DUBLIN: Ryanair, Europe’s biggest budget airline, undershot analyst forecasts with a profit slide of 29% in the three months to June as it grappled with a toxic mix of austerity, recession and stubbornly high fuel prices.
The Dublin-based airline, famous for its no-frills service, said the weak economic outlook for Europe would continue to restrain fare growth for the rest of the year, but maintained its forecast of a profit of between 400 million euros (US$494.80 million) and 440 million euros for the year to March.
“Austerity is biting. There is just less money around,” said chief financial officer Howard Millar. “There are no particular bright or black spots.”
Net profit for three months to June was 99 million euros, compared with a forecast of 123 million euros by four analysts polled by Thomson Reuters. Earnings per share were 6.9 euro cent in the
quarter, compared to an average analyst forecast of 9 cents.
The airline, which has a lower cost base than many of its competitors, said it had hedged 90% of its fuel needs for the year to March at approximately US$1,000 per tonne, up 21% on last year.
But it said the fuel price savings would be more than offset by a lower euro to dollar exchange rate.
Average fares were up 4%, in line with mid-single digit growth forecast by the airline in May, and were on track for average growth of around 3% in the year to March, Millar said.
The airline does not expect to change plans to ground 80 of its 270 planes over the winter due to high fuel costs, Millar said.
“With oil prices at US$100 per barrel it really doesn’t make sense to fly these aircraft,” Millar said. “The more you fly, the more you lose.”
Ryanair’s share price closed at 3.92 euros on Friday, up 7.5% since the start of the year, compared to a rise of 8.4% in the broader Irish market.

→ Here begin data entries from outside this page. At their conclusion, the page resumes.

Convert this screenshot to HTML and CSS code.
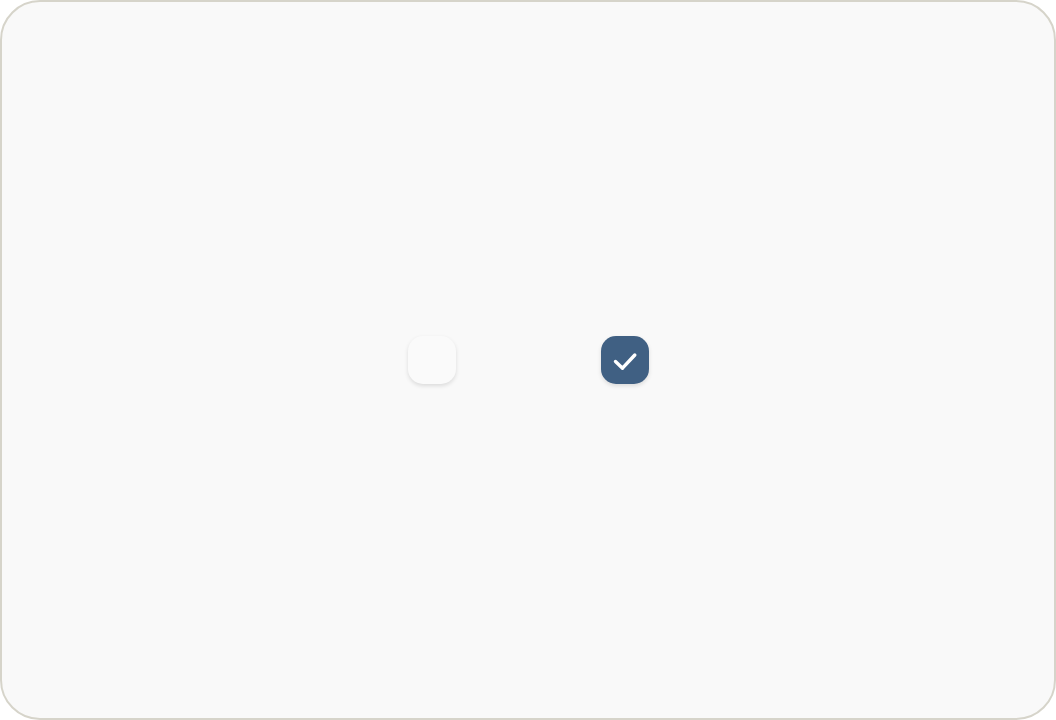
FILE: index.html
```html
<!DOCTYPE html>
<html>
<head>
<meta charset="utf-8">
<link rel="stylesheet" href="styles.css">
</head>
<body>
<div class="frame">
  <div class="row">
    <div class="box"></div>
    <div class="box checked">
      <svg class="check" width="48" height="48" viewBox="0 0 48 48" fill="none" stroke="#ffffff" stroke-width="3.4" stroke-linecap="round" stroke-linejoin="round"><path d="M14.5 25.5L21.5 32.2L33.8 19"/></svg>
    </div>
  </div>
</div>
</body>
</html>
```
FILE: styles.css
```css
html, body { margin: 0; padding: 0; }
body { width: 1056px; height: 720px; background: #ffffff; font-family: "Inter", sans-serif; }
.frame {
  box-sizing: border-box;
  width: 1056px;
  height: 720px;
  border: 2px solid #d6d4ca;
  border-radius: 40px;
  background: #f9f9f9;
  display: flex;
  align-items: center;
  justify-content: center;
}
.row { display: flex; gap: 145px; align-items: center; }
.box {
  width: 48px;
  height: 48px;
  border-radius: 15px;
  background: #fafafa;
  box-shadow: 0 2px 4px rgba(0,0,0,0.12);
  display: flex;
  align-items: center;
  justify-content: center;
}
.box.checked { background: #406083; }
.check { display: block; }
```
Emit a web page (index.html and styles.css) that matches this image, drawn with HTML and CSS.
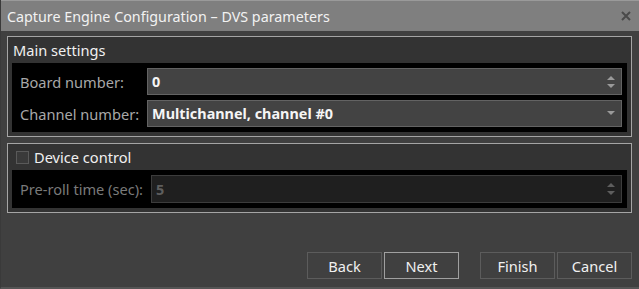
FILE: index.html
```html
<!DOCTYPE html>
<html lang="en">

<head>
    <meta charset="UTF-8">
    <title>Capture Engine Configuration – DVS parameters</title>
    <link rel="stylesheet" href="styles.css">
</head>

<body>
    <div class="window">
        <div class="title-bar">
            <span class="title">Capture Engine Configuration – DVS parameters</span>
            <svg class="close" width="10" height="10" viewBox="0 0 10 10">
                <path d="M1 1 L9 9 M9 1 L1 9" stroke="#4a4a4a" stroke-width="2" />
            </svg>
        </div>

        <div class="content">
            <div class="group">
                <div class="group-title">Main settings</div>
                <div class="group-body">
                    <label class="field-label">Board number:</label>
                    <div class="input">
                        <span class="value">0</span>
                        <span class="spinner">
                            <svg width="8" height="5" viewBox="0 0 8 5"><path d="M0 5 L4 1 L8 5 Z" fill="#9a9a9a" /></svg>
                            <svg width="8" height="5" viewBox="0 0 8 5"><path d="M0 0 L8 0 L4 4 Z" fill="#9a9a9a" /></svg>
                        </span>
                    </div>

                    <label class="field-label">Channel number:</label>
                    <div class="input">
                        <span class="value">Multichannel, channel #0</span>
                        <svg class="dropdown" width="8" height="5" viewBox="0 0 8 5"><path d="M0 0 L8 0 L4 4 Z" fill="#9a9a9a" /></svg>
                    </div>
                </div>
            </div>

            <div class="group second">
                <div class="group-title">
                    <span class="checkbox"></span>
                    Device control
                </div>
                <div class="group-body">
                    <label class="field-label disabled">Pre-roll time (sec):</label>
                    <div class="input disabled">
                        <span class="value">5</span>
                        <span class="spinner">
                            <svg width="8" height="5" viewBox="0 0 8 5"><path d="M0 5 L4 1 L8 5 Z" fill="#5e5e5e" /></svg>
                            <svg width="8" height="5" viewBox="0 0 8 5"><path d="M0 0 L8 0 L4 4 Z" fill="#5e5e5e" /></svg>
                        </span>
                    </div>
                </div>
            </div>
        </div>

        <div class="buttons">
            <button class="btn">Back</button>
            <button class="btn default">Next</button>
            <button class="btn spaced">Finish</button>
            <button class="btn">Cancel</button>
        </div>
    </div>
</body>

</html>
```

FILE: styles.css
```css
body {
    margin: 0;
    font-family: "Noto Sans", "Open Sans", sans-serif;
    font-size: 14.6px;
    background-color: #404040;
}

.window {
    width: 639px;
    height: 289px;
    box-sizing: border-box;
    background-color: #404040;
    border-left: 1px solid #3a3a3a;
    border-bottom: 2px solid #555555;
    display: flex;
    flex-direction: column;
}

.title-bar {
    height: 31px;
    box-sizing: border-box;
    background-color: #7f7f7f;
    border-top: 1px solid #9a9a9a;
    display: flex;
    align-items: center;
    justify-content: space-between;
    padding: 0 8px 0 6px;
    color: #f2f2f2;
    font-size: 14.3px;
}

.content {
    padding: 5px 7px 0 6px;
}

.group {
    border: 1px solid #a5a5a5;
    background-color: #333333;
    padding: 0 4px 4px 4px;
}

.group.second {
    margin-top: 6px;
}

.group-title {
    height: 26px;
    display: flex;
    align-items: center;
    padding-left: 1px;
    color: #f0f0f0;
}

.checkbox {
    width: 11px;
    height: 11px;
    border: 1px solid #5a5a5a;
    background-color: #3a3a3a;
    margin: 0 5px 0 3px;
}

.group-body {
    background-color: #000000;
    padding: 5px 5px 5px 8px;
    display: grid;
    grid-template-columns: auto 1fr;
    column-gap: 8px;
    row-gap: 5px;
    align-items: center;
}

.field-label {
    color: #a8a8a8;
}

.field-label.disabled {
    color: #7a7a7a;
}

.input {
    height: 27px;
    box-sizing: border-box;
    background-color: #434343;
    border: 1px solid #636363;
    display: flex;
    align-items: center;
    justify-content: space-between;
    padding: 0 6px 0 4px;
}

.input.disabled {
    height: 28px;
    background-color: #1f1f1f;
    border-color: #3c3c3c;
}

.value {
    color: #f5f5f5;
    font-weight: bold;
    font-size: 14.4px;
}

.input.disabled .value {
    color: #5e5e5e;
}

.spinner {
    display: flex;
    flex-direction: column;
    gap: 4px;
}

.spinner svg,
.dropdown {
    display: block;
}

.buttons {
    margin-top: auto;
    display: flex;
    justify-content: flex-end;
    gap: 2px;
    padding: 0 7px 8px 0;
}

.btn {
    width: 75px;
    height: 27px;
    background-color: #404040;
    border: 1px solid #5c5c5c;
    color: #f0f0f0;
    font-family: "Noto Sans", "Open Sans", sans-serif;
    font-size: 14.6px;
    padding: 0;
}

.btn.default {
    border-color: #a0a0a0;
}

.btn.spaced {
    margin-left: 19px;
}
```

Poor weather in the United Kingdom boosted sales at budget rival easyJet Plc in the three months through June, pushing revenues up by 10.5%.
But European carriers, including Air France-KLM and Lufthansa, have seen recent results hit by high fuel costs, weak consumer confidence and the eurozone crisis.
Ryanair said it was involved in “an extensive process of engagement” with the European Commission in its bid for Irish rival Aer Lingus, but it said it would not comment further.